Charter is a world of its own. If you have ever taken a French bareboat, you know the security deposit. Even with a damage waiver, an amount between 350 and 500 euros typically stays payable by the charterer for any incident, and the waiver itself costs between 4% and 8% of the charter price depending on the sailing area. That is a useful reference for what insurers really think a "small" claim costs to handle. The same logic surfaces if you ever go the other way and earn money from your own boat: a private policy will not cover a paying charter at all, which I get into in the piece on letting your boat in France and the charter tax. Hand the boat over for cash under a pleasure policy and a claim during that charter is simply refused.
The premium hike is the part nobody budgets for
Here is the cost that does not appear on any single document. A claim follows you. Multiple claims within three to five years can push your premium up by 10% to 30% at renewal, and in the worst case the insurer simply declines to renew. A loss of no-claims standing can outlast the repair by years.

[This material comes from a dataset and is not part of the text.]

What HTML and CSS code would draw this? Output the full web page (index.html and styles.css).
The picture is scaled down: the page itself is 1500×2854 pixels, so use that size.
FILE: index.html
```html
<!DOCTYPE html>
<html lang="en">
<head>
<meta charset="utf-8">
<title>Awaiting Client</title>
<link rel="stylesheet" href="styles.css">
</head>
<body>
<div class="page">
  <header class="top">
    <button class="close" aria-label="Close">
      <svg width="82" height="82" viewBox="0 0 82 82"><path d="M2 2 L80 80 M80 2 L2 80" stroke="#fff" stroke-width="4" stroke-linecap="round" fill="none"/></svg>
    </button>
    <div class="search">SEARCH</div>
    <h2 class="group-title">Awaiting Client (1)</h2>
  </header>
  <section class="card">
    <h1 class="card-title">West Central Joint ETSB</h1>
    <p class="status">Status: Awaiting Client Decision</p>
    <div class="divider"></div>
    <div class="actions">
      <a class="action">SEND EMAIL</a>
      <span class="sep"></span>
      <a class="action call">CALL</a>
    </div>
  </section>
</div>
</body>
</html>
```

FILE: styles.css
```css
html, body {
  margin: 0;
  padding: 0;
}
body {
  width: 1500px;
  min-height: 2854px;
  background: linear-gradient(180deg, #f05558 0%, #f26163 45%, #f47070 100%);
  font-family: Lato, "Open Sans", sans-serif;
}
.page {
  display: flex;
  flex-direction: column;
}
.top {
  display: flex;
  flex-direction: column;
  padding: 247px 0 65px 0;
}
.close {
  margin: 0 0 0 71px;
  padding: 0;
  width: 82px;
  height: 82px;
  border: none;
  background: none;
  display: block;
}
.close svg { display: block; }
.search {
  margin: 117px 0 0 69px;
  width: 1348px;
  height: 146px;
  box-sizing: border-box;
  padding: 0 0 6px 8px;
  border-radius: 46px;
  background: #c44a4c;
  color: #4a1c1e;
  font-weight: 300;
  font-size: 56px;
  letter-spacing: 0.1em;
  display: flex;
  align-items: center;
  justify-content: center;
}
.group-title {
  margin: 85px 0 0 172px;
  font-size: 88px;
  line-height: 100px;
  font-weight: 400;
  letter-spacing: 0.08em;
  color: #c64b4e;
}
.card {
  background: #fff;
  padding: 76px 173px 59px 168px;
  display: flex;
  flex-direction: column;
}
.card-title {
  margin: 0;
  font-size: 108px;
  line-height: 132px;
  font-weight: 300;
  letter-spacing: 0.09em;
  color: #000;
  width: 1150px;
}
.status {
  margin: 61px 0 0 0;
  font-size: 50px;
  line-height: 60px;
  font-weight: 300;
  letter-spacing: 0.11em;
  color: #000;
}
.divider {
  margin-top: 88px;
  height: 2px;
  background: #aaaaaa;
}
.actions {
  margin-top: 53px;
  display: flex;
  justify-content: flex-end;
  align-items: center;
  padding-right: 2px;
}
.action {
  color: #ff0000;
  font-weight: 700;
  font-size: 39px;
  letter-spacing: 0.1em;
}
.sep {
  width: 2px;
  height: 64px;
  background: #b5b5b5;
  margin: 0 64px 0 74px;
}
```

Run the maths on my Saint-Raphael scrape. Excess of 750. Add a 20% premium rise on an 1,100-euro policy, which is 220 a year, and assume it sticks for three years before I claw the discount back: that is 660. Already I am at 1,410 in real cost on a claim where the visible excess was 750. Throw in a day lost dealing with the yard and the loss adjuster and you see why I now think twice about claiming for anything I could absorb myself.

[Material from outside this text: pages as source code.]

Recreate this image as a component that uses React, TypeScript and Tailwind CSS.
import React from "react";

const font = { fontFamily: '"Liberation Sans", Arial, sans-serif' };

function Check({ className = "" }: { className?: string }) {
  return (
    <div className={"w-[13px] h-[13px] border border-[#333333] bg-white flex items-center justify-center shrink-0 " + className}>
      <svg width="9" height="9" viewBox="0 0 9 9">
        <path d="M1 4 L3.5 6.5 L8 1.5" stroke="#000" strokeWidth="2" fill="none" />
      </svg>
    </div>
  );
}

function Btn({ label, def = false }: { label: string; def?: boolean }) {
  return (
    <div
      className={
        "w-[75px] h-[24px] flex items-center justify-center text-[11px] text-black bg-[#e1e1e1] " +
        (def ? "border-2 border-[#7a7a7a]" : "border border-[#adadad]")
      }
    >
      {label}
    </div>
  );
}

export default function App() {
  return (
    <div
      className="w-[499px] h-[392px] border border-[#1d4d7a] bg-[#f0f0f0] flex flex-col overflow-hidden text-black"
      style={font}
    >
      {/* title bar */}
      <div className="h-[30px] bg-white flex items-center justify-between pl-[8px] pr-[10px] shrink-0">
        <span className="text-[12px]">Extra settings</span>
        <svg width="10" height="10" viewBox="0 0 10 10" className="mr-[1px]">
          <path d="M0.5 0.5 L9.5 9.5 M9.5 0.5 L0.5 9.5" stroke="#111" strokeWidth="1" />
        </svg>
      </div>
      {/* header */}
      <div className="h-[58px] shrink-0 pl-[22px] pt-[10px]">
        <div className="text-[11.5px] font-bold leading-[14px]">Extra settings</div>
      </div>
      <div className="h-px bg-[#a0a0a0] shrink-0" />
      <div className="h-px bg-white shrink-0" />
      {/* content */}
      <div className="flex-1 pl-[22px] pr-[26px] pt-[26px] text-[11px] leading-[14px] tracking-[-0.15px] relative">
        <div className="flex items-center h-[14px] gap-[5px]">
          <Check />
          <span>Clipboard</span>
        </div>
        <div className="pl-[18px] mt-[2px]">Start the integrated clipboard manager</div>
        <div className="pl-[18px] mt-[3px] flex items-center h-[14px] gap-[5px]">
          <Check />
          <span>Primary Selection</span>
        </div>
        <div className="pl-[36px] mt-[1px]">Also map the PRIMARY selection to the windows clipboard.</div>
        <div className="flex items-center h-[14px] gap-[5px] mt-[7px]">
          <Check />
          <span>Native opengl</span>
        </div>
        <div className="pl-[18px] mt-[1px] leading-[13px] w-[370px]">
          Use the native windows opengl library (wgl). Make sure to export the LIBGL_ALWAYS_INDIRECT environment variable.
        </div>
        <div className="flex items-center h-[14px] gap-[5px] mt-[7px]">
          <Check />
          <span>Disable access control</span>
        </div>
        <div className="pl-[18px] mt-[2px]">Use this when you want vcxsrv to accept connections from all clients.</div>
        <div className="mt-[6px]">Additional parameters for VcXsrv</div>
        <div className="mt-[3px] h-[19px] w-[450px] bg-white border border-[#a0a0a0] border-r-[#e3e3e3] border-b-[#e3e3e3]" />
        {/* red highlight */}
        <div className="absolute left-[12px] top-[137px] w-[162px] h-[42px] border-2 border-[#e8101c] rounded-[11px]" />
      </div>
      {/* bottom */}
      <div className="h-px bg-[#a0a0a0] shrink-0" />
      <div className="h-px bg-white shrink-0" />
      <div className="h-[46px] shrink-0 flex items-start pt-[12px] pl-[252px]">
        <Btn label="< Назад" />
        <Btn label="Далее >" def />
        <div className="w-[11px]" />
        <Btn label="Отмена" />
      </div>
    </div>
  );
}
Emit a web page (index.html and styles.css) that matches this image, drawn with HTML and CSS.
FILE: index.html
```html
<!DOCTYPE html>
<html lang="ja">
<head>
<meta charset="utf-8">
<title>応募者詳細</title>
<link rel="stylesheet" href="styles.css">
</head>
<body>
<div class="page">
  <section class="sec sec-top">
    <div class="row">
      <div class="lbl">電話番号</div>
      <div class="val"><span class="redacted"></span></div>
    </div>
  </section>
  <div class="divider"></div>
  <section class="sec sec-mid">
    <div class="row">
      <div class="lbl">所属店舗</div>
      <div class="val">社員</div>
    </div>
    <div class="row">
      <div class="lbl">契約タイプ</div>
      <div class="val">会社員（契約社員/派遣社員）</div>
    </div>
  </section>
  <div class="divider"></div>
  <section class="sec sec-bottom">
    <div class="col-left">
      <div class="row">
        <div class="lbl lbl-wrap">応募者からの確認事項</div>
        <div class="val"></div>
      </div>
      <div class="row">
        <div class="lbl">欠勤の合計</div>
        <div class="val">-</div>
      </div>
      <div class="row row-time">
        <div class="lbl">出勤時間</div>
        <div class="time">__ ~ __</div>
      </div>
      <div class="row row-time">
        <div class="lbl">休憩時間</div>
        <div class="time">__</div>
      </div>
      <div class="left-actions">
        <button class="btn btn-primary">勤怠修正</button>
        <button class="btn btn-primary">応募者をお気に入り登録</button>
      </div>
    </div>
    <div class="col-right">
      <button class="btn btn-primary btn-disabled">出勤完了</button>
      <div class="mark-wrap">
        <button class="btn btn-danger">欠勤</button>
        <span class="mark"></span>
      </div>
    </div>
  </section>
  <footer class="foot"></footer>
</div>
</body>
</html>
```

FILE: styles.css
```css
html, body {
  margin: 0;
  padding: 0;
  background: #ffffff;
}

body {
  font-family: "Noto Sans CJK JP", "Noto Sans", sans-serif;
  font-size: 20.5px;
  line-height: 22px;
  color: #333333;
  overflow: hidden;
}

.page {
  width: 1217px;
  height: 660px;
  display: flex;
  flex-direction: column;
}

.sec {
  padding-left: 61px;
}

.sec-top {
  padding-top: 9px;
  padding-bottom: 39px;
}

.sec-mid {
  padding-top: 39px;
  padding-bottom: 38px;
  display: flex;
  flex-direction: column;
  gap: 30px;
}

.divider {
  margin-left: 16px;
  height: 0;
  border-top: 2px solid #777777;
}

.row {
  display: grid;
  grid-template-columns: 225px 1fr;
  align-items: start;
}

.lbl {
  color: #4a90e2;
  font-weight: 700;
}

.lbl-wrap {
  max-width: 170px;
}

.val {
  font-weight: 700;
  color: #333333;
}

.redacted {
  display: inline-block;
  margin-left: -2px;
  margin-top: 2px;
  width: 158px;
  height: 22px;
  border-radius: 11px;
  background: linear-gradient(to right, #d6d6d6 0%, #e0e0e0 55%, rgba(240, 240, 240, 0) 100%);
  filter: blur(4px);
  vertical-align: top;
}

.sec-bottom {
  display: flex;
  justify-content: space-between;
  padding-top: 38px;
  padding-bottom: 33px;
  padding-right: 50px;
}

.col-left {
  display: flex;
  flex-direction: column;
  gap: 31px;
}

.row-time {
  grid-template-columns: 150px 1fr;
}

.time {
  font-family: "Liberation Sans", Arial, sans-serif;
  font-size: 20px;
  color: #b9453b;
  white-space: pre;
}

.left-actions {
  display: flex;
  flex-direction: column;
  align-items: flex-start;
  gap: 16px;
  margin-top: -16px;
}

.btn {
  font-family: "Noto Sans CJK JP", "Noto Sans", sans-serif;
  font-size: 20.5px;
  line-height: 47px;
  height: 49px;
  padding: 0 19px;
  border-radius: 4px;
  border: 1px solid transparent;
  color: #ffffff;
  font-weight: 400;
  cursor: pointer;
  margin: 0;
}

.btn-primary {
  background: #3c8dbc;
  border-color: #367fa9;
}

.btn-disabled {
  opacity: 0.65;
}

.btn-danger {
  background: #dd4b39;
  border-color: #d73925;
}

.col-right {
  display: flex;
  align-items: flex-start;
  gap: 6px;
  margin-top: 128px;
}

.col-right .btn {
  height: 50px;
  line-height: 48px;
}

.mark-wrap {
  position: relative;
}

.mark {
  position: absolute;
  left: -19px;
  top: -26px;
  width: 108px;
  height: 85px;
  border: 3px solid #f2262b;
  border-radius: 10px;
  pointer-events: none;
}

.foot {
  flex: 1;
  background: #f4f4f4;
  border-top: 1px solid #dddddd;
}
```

This is the calculation worth doing before every small claim. If the repair is 1,300 euros and your excess is 750, you are claiming 550 of actual benefit, and a single year's premium rise can wipe that out. Below a certain threshold, paying cash and keeping a clean record is the cheaper move.
There is a softer cost on top of the hard numbers. Loss adjusters take time. A topsides repair that a yard could turn around in three days can stretch to a fortnight once the insurer wants quotes, photographs and sign-off, and a fortnight of a high-season berth gone, or a charter week cancelled, is money you will never see itemised. For anyone running tight to a weather window or a fixed cruising plan, the delay can cost more than the dent. I now treat any claim under roughly two thousand euros as a question of whether the disruption and the premium hit are worth the payout, not whether I am "entitled" to claim. Entitlement is not the same as advantage.
Foreign-flagged boats: where cover gets thin
If you are cruising France on a UK, Dutch or other foreign-flagged boat, check that your policy actually covers the cruising area, the laid-up period and any single-handed legs. Cover written for home waters can quietly exclude an extended French season. I went through this in detail in my guide to insurance for a foreign-flagged boat cruising France, and the short version is that a cheap premium with a tight geographic limit is no bargain when the limit is the thing that voids your claim.
There is a liability dimension too. Third-party cover is effectively compulsory to take a berth in most French marinas, so the question is never whether to insure but how much excess and exclusion you are quietly carrying. The minimum the marinas care about is the civil-liability cover for damage you might do to others, but that bare layer does nothing for your own hull. Plenty of visitors arrive with cover that satisfies the capitainerie and leaves their own boat half-protected, then discover the gap only when their own topsides take the hit.
The laid-up period is the other classic foreign-flagged trap. If you winter the boat in a French yard or marina, the policy needs to know, because cover and excess often change between the cruising season and the lay-up. A storm-damage claim during an undeclared winter, or with the wrong named-storm excess applied, is the kind of five-figure surprise that makes a year of saved premium look like a poor trade.
Reduce the cost before the claim, not after
The levers that actually move your total cost are mostly in your hands.
- Match the excess to your appetite. A higher voluntary excess lowers the premium, but only take it if you can genuinely absorb that figure without claiming.
- Get the security conditions right: the right locks, the right outboard chain, the alarm the policy specifies. A theft claim refused on a security clause is the most avoidable loss there is.
- Photograph the boat and gear each season and keep receipts, so an agreed-value settlement does not become an argument.
- Tell the insurer the truth about laid-up dates and cruising plans. A claim during an undeclared period is a claim refused.
When the boat is in France for good
The picture shifts again if you base the boat permanently in France, or sell it there. French buyers and brokers will want to see clean documentation, and an unresolved claim history can knock the price. If a sale is on the horizon, my notes on selling a boat in France through brokers and the tax cover how the paperwork interacts with everything else.
The honest summary is this. The excess on your schedule is the floor, not the ceiling. The real cost of a claim is that figure, plus the special excesses you forgot you had, plus three years of a fatter premium. Knowing the full number is what lets you decide, calmly and in advance, which claims are worth making and which you quietly swallow.